Branding your Community Group - Part 2
How do you build a brand?
The first part of the Branding your Community Group
help sheet explained:
- What branding is;
- What it aims to do, and.
- Why it should be considered by community groups and
not-for-profits.
Before continuing with part 2
of the help sheet, ensure you have read the first part – accessible by Clicking Here.
Once community groups have made the decision to refine their branding,
the next step for them is to undertake a branding exercise of their own.
Steps Towards Building a Brand
1. Testing the water:
- Ask some questions.
- Organise a survey, questionnaire or even a few questions
(formal or informal) of people outside your group. Ask:
- Generally, what do they think of your group and its
activities?
- How many recognise your name and can say what you stand for?
- How many feel positive towards your group?
- How many feel your message is confused or muddled?
- Would they be prepared to:
- Show their support in some other way?
- Set some goals.
- When you have gathered these responses:
- Examine them, and look for any trends, both positive and negative, that may emerge through
the responses.
- Then develop goals in response to these trends. Work out how
much you want to improve aspects of your organisation that are
perceived to be lacking – for example:
- Fundraiser participation or attendance in the coming year.
- Make sure those goals are easily measurable.
2. Developing Your Brand
- Review how you currently present
to the world.
- Gather together the major stakeholders in your group – the
committee or leadership team, members, clients or supporters - for a
brainstorming session.
- Prepare a "brainstorming" work sheet with the following five
columns.
- In column one:
- List what your organisation does:
- The services you provide.
- The people you serve or cater to.
- The activities you take part in.
No judgments or adjectives here - this column is simply for the facts
about what you do.
- In column two:
- Write the words that describe how you approach these things and
the audiences they serve and list them in the second column.
- These are both the values you've identified and the
adjectives that your stakeholders, members, supporters or donors would
be most likely to use to describe you.
- "established" and "supportive of young people";
- "multi-disciplinary" or "single-issue/discipline focussed".
- In column three:
- This is where the creativity really kicks in - paint the
picture.
- Translate these adjectives into colours, textures, typefaces,
and styles.
- Collect samples from other groups' materials to look at -
design books or magazines can help - so you can point to particular
shades, fonts, or pictures that "feel" like your organisation.
- If you have a logo, integrate it into this mix, or possibly
adapt it so it better suits this mix.
- The more people that can be involved in this part of the
process, the better.
- In column four:
- List all your communication tools.
- These can be overt communications tools like event posters
and television or newspaper advertising, or
- Other tools you have that can "bear your brand" to the public
– phone greetings, uniforms, email messages, stationary and media
releases.
- "What do we need to do to integrate our existing
communication tools into our new branding strategy?"
- This may see you think about adapting your email signatures,
stationary and documents from your group to integrate your new brand,
as well as having a set telephone introduction for employees to use
when answering calls.
- In column five:
- List all your group's actions and activities.

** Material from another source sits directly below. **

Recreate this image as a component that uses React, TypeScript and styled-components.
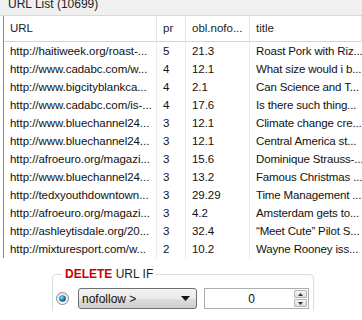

- Then, as in column four, work out how they can be integrated
into your branding strategy.
- This may see changes to group policies – for example, an
emphasis on recycling in your organisation or even guidelines on fair
play and on-field conduct for sporting groups.
- Branding is more than just a logo or physical appearance. It is
an attitude and ethos that only works when it becomes part of your
group's everyday activities.
3. Establishing your brand
- Try to save.
- Look around for someone, possibly an existing sponsor,
supporter or member contact, that will give you cheap – or better
still, free - service to put together this branding.
- An idea may be to try your local design school and see if
they want any student projects.
- Sell it to your people.
- Take the new look to those linked to your group's stakeholders
as an opportunity for a new approach. They'll be the ones who are
selling the branding so it's important that they support the new
message.
- Use the brand.
- Whatever it is you do, you want people to see your name and
react positively. Whether it is providing health services, looking
after homeless children, providing quality education programs to young
adults or running a sporting club, you want your brand to be identified
with quality.
- Successful branding means
recognition.
- Once you have that recognition, you can:
- More confidently return to fundraising, membership drives,
donation drives and other activities. With less time spent explaining
who you are and what you do, you can focus on the need, cause or
activities that are of primary concern to your organisation.
- Be in a stronger position in sponsorship negotiations.
- Recruit new members more easily by offering a recognised brand.
- Get things done. A more cohesive image could even help with
lobbying of politicians, authorities or other leaders.
4. One More Thing
- The "After" survey.
- When your new brand has been around for a while, do your
"After" survey. Ask:
- Have we met our goals, or
- If not, where are we falling short?
- Simply put - is the brand achieving what you wanted it to do?